A PDMS pocket based transparent polydopamine-decorated polypyrrole nanofibril–polyacrylamide hydrogel for EMI shielding applications
Abstract
With the rise in electromagnetic pollution, there has been a lot of interest in EMI shielding materials, which must have high transparency and flexibility for use in visualisation windows, aerospace equipment, and wearable technology. The development of conductive hydrogel-based materials has opened up new possibilities for EMI shielding and flexible functional devices. The main challenge of an efficient EMI shielding hydrogel based material is maintaining a balance between high optical transparency, conductivity, and stability in a harsh environment. Here we prepared a polydimethyl siloxane (PDMS) pocket based polypyrrole (PPy) doped with polydopamine (PDA) in a polyacrylamide (PAM) polymer network.
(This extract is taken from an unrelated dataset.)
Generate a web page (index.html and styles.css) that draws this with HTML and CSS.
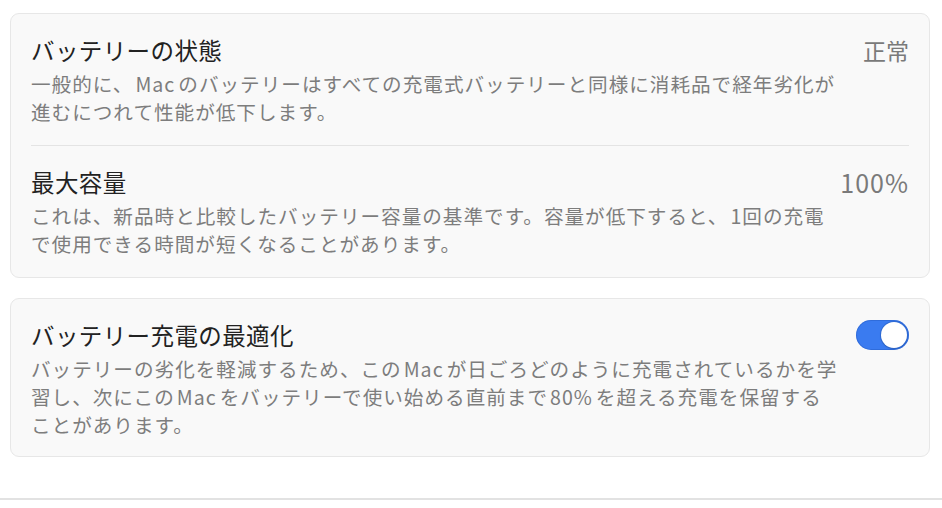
FILE: index.html
```html
<!DOCTYPE html>
<html lang="ja">
<head>
<meta charset="utf-8">
<link rel="stylesheet" href="styles.css">
</head>
<body>
<div class="page">
  <section class="card">
    <div class="row">
      <div class="row-text">
        <div class="title">バッテリーの状態</div>
        <div class="desc">一般的に、<span class="lat">Mac</span>のバッテリーはすべての充電式バッテリーと同様に消耗品で経年劣化が<br>進むにつれて性能が低下します。</div>
      </div>
      <div class="value">正常</div>
    </div>
    <div class="row row-sep">
      <div class="row-text">
        <div class="title">最大容量</div>
        <div class="desc">これは、新品時と比較したバッテリー容量の基準です。容量が低下すると、<span class="lat-l">1</span>回の充電<br>で使用できる時間が短くなることがあります。</div>
      </div>
      <div class="value num">100%</div>
    </div>
  </section>
  <section class="card">
    <div class="row row-last">
      <div class="row-text">
        <div class="title">バッテリー充電の最適化</div>
        <div class="desc">バッテリーの劣化を軽減するため、この<span class="lat">Mac</span>が日ごろどのように充電されているかを学<br>習し、次にこの<span class="lat">Mac</span>をバッテリーで使い始める直前まで<span class="lat">80%</span>を超える充電を保留する<br>ことがあります。</div>
      </div>
      <div class="toggle on"><span class="knob"></span></div>
    </div>
  </section>
</div>
<div class="footer-line"></div>
</body>
</html>
```
FILE: styles.css
```css
html, body {
  margin: 0;
  padding: 0;
  background: #ffffff;
}
body {
  font-family: "Noto Sans CJK JP", "Noto Sans", sans-serif;
  width: 942px;
  height: 508px;
  overflow: hidden;
}
.page {
  padding: 13px 12px 0 10px;
  display: flex;
  flex-direction: column;
  gap: 20px;
}
.card {
  background: #f9f9f9;
  border: 1px solid #e7e7e7;
  border-radius: 9px;
  padding: 0 20px;
}
.row {
  display: flex;
  justify-content: space-between;
  align-items: flex-start;
  padding: 21px 0 19px;
}
.row-last {
  padding-bottom: 17px;
}
.row-sep {
  border-top: 1px solid #e4e4e4;
}
.row-text {
  display: flex;
  flex-direction: column;
  gap: 5px;
}
.title {
  font-size: 23.5px;
  line-height: 30px;
  letter-spacing: 0.4px;
  color: #222222;
  white-space: nowrap;
}
.desc {
  font-size: 19.6px;
  line-height: 28px;
  letter-spacing: 1px;
  color: #7d7d7d;
  white-space: nowrap;
}
.lat {
  margin: 0 3px 0 2px;
}
.lat-l {
  margin-left: 2px;
}
.value {
  font-size: 23px;
  line-height: 30px;
  color: #7a7a7a;
  white-space: nowrap;
}
.num {
  font-size: 25px;
  letter-spacing: 1px;
}
.toggle {
  width: 53px;
  height: 30px;
  border-radius: 15px;
  background: #3a7bf0;
  display: flex;
  align-items: center;
  justify-content: flex-end;
  padding: 0 2px;
  box-sizing: border-box;
  flex: none;
  box-shadow: inset 0 0 0 1px rgba(30, 80, 180, 0.35);
}
.knob {
  width: 26px;
  height: 26px;
  border-radius: 50%;
  background: #ffffff;
  box-shadow: 0 0 0 1px rgba(30, 80, 170, 0.35), 0 1px 2px rgba(0, 0, 0, 0.15);
}
.footer-line {
  margin-top: 41px;
  height: 2px;
  background: #e2e2e2;
}
```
In the PPy–PDA–PAM hydrogel, the in situ generated nanofibrils form a nanomesh type structure, which provided a complete conductive route. The PDMS-pocket based hydrogel (PDMS-pocket PPy–PDA–PAM-0.8, 3 days) did not show a significant change (∼57.50 dB to ∼54.77 dB) in EMI shielding performance even after one month of storage at room temperature, whereas the pristine hydrogel (PPy–PDA–PAM-0.8, 3 days) showed a drastic change in shielding performance from ∼65.29 dB to ∼12.69 dB. Thus, these findings provide an innovative strategy to fabricate a transparent, flexible, stretchable, self-adhesive and good environmentally secure EMI shielding material for futuristic development of smart electronics.